By Magdiel Pérez, translated by Cati Demme

To reproduce an object in its surroundings upon the surface of a sheet of paper, the creator makes use of the basic principles of drawing, the placement of light and shadow, the building of foreshortening to create a realistic image that can seduce the eye of the viewer. In the case of rendering the soul of a man, one must take into consideration the play of the balance of light and shadow, similar to a carved work, finding harmony between his highest virtues and his darkest vices. Take a man with creative spirit, who has lived with passion, with intensity, delving deeply between his own light and shadow, with total self-understanding. This delicate balance is found in the work of sculptor David Kestenbaum, whose life offered up a kind of crucible for art, much like a fire that inflames the soul.

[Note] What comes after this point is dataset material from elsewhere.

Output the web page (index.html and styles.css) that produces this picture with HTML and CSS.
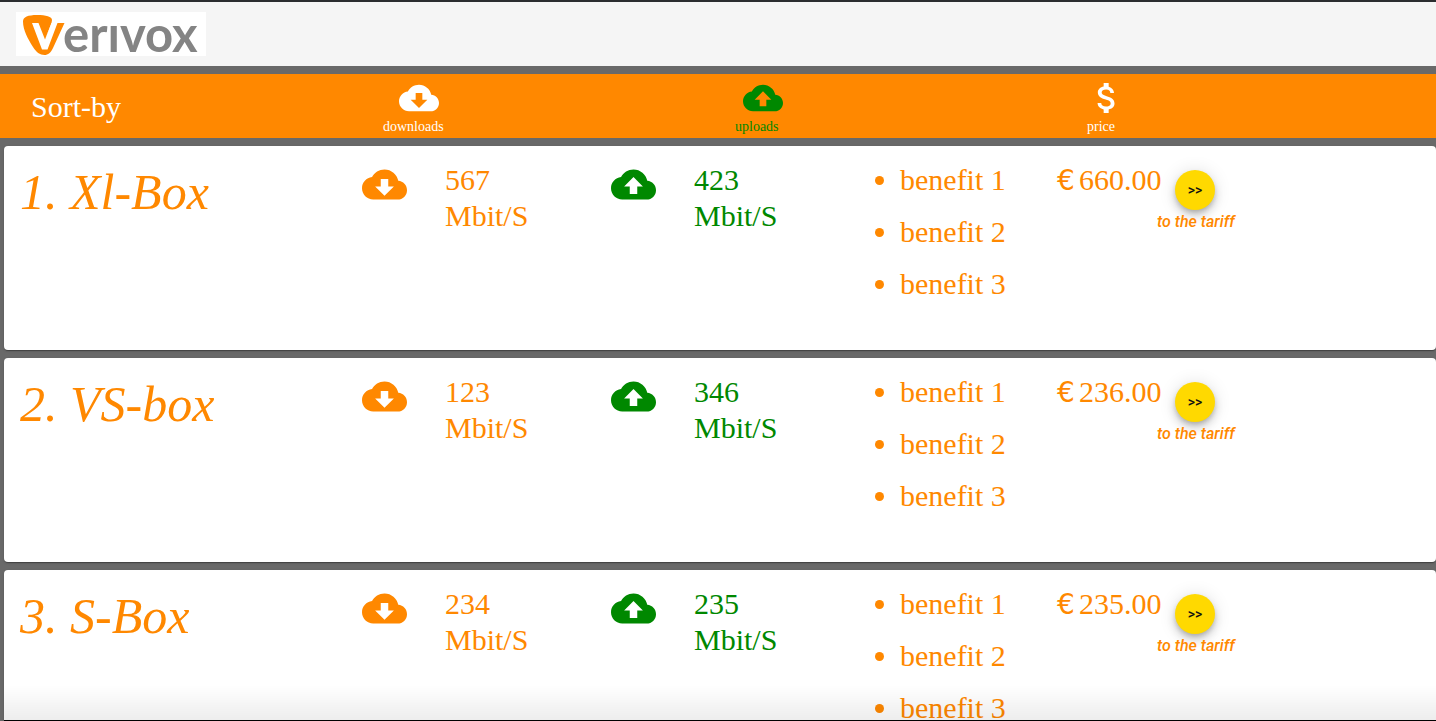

David Kestenbaum Exhibition
“Light and Shadow”
Opening reception
Thu, July 18, 7pm
Bellas Arte
Hernandez Macías 75

Kestenbaum was born to a family of creators. His father, Lothar Kestenbaum, a sculptor who taught at the Bellas Artes school for a great part of his life, left us bronze work that is formally exquisite due to his technical mastery and knowledge of the human figure. His mother, Mai Onno, a painter with an intense expressive force, continues to retrace the path of abstract and expressionist painting. Both are the pillars upon which his most personal work is based.

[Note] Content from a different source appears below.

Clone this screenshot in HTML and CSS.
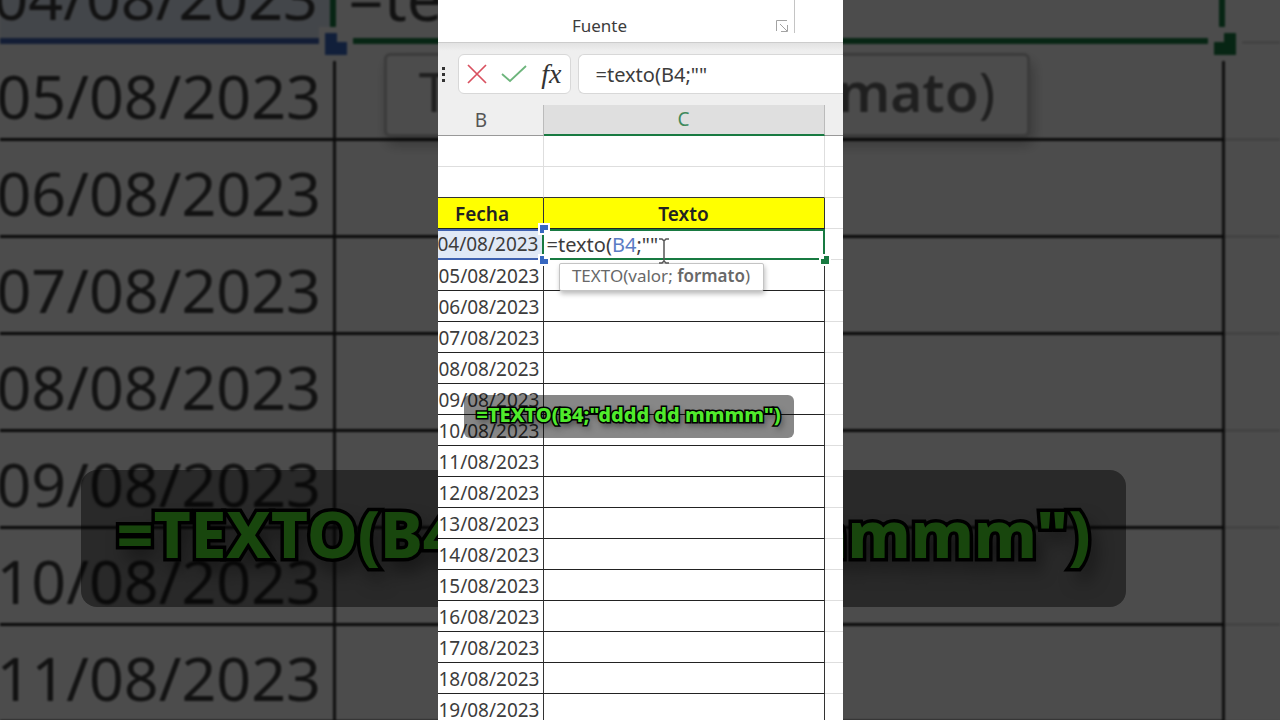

David was raised around and educated in fine arts and art history, and his young students have been influenced by his strong character and vast theoretical and practical knowledge, and especially by the works he carved that are assembled in this exhibition. This exhibit showcases the classic examples of his sculpture “in the round,” an intimate, familial dialogue relating to the works of his parents, an intense dialogue between creators. In the sculptural pieces of father and son and the paintings of mother and son—the artist and his parentsand in his works on paper and engravings we find the same symbols, the letters of a family alphabet, the intimate conversation in a sealed house, a house rising as a soaring tower, difficult to access. This conversation at times has a prayer-like tone, and other times seems piercing or biting— the type of conversation found in every house where the inhabitants are totally committed to their own work of being, of building, of inhabiting, and consequently of being consumed by the blazing fire of life.

In these stony materials, impenetrable, sealed and polished, there beats that dialogue of emotions and feelings we live out in those critical moments in life. The sculptor presents them to us as live offerings, as a synthesis of his encounters in the blazing forge of his soul.